Note that the requirements of Bill 245 and those of the temporary O.Reg 129/20 are not identical. In particular, O.Reg. 129/20 seemingly allowed for wills and powers of attorney to be signed non-contemporaneously by the grantor/testator and witnesses, such that the same physical document could be circulated to the witnesses, who would sign it after the date of execution. Bill 245, in contrast, requires “contemporaneous” signing.

Finally, keep in mind that while the documents may be witnessed electronically, they may not be electronically signed. In other words, wet signatures are still required on wills and powers of attorney by all parties; e-signatures are not permitted.

Wills No Longer Revoked on Marriage

Bill 245 repeals the rule under the SLRA that marriage revokes a pre-existing will.[5] On a date to be proclaimed by the Lieutenant Governor, and not earlier than January 1, 2022, marriage will no longer revoke a pre-existing will.

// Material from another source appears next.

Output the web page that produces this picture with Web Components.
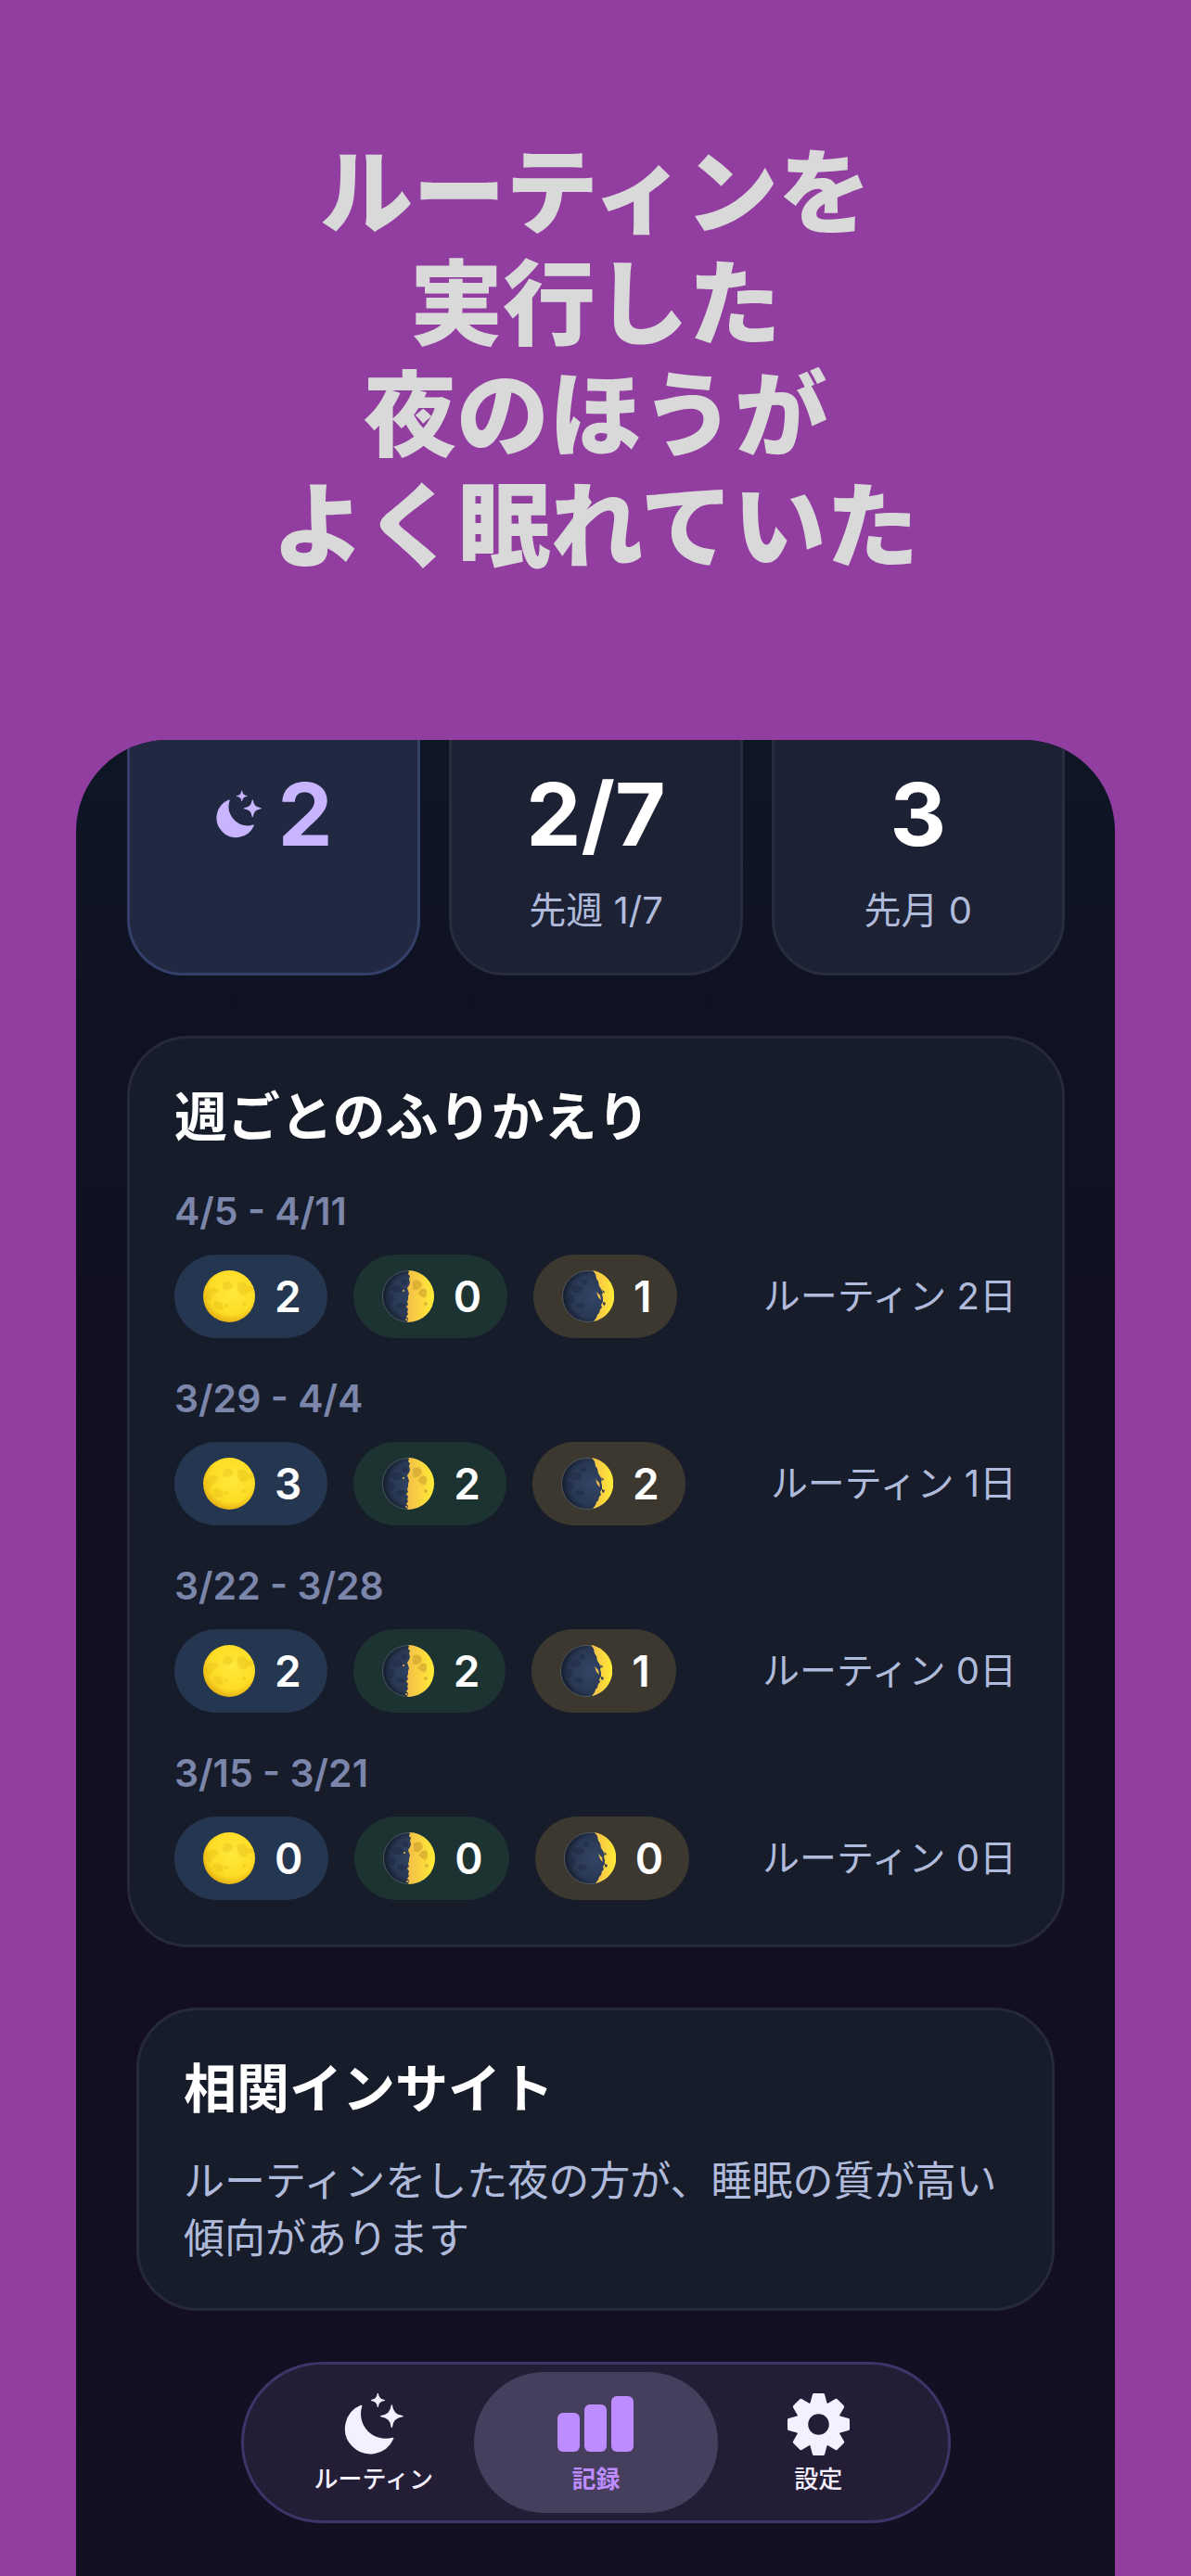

Spousal Gifts and Appointments Revoked if Separated

Bill 245 treats separated spouses similarly to divorced spouses where the deceased had, in the will, designated the ex-spouse as a beneficiary, executor or trustee, or to hold general or special powers of appointment. Subject to a contrary intention in the will, the ex-spouse will be treated as having predeceased the testator, and the gift or appointment will be revoked.[6] Bill 245 introduces new subsection 17(4) of the SLRA, which defines when a spouse is considered to have been “separated” from the deceased. This amendment comes into force on a day to be proclaimed by the Lieutenant Governor on or after January 1, 2022.

Separated Spouses Not Treated Preferentially on Intestacy

Prior to Bill 245, a married spouse, even if separated, was entitled to a “preferential share”[7] of the estate of his or her spouse who died intestate (without a will). Bill 245 treats separated spouses similarly to divorced spouses, providing that separated spouses are no longer entitled to a preferential share of the estate. Bill 245 adds new section 43.1 of the SLRA, which likewise defines when a spouse is considered to have been “separated” from the deceased. This amendment comes into force on a day to be proclaimed by the Lieutenant Governor on or after January 1, 2022.

Courts Empowered to Validate Certain Imperfect Wills

Bill 245 introduces new section 21.1 of the SLRA, which gives the Ontario Superior Court of Justice the power to validate an improperly executed will where the court is satisfied the document sets out the testamentary intentions of the deceased. E-signed wills and other digital documents missing wet signatures are expressly excluded from the scope of this power. New section 21.1 takes effect on a day to be proclaimed by the Lieutenant Governor on or after January 1, 2022 and where the deceased died on or after that date.

Smarter and Stronger Justice Act

Note that Bill 245 follows on the heels of the Smarter and Stronger Justice Act, 2020, S.O. 2020, c.11, which also brought about estate law reform. That Act, which came into effect April 1, 2021, added a definition of a “Small Estate” to the Estates Act, and created an optional simplified probate procedure for such estates in Rule 74.1. (A “Small Estate” is different from an estate for which there is no probate tax payable. Currently, no estate administration tax is required for estates valued at less than $50,000.)

Individuals may wish to discuss their estate plans with an estate lawyer in view of the significant updates to the law in Ontario.

 

[1] Bill 245 and an Explanatory Note to the Bill are available online: https://www.ola.org/en/legislative-business/bills/parliament-42/session-1/bill-245

[2] R.S.O. 1990, c. S.26.

[3] S.O. 1992, c. 30.

[4] See amended section 4 of the SLRA.

[5] Subsection 15(a) and section 16 of the SLRA are repealed.

[6] See subsection 17(2) and new subsection 17(3) of the SLRA. The same rule applies to an ex-spouse where the marriage was terminated by annulment.

[7] The amount was recently increased from $200,000 to $350,000 and applies to the estates of persons who died on March 1, 2021 or later. See section 1 of O. Reg. 54/95: General under SLRA.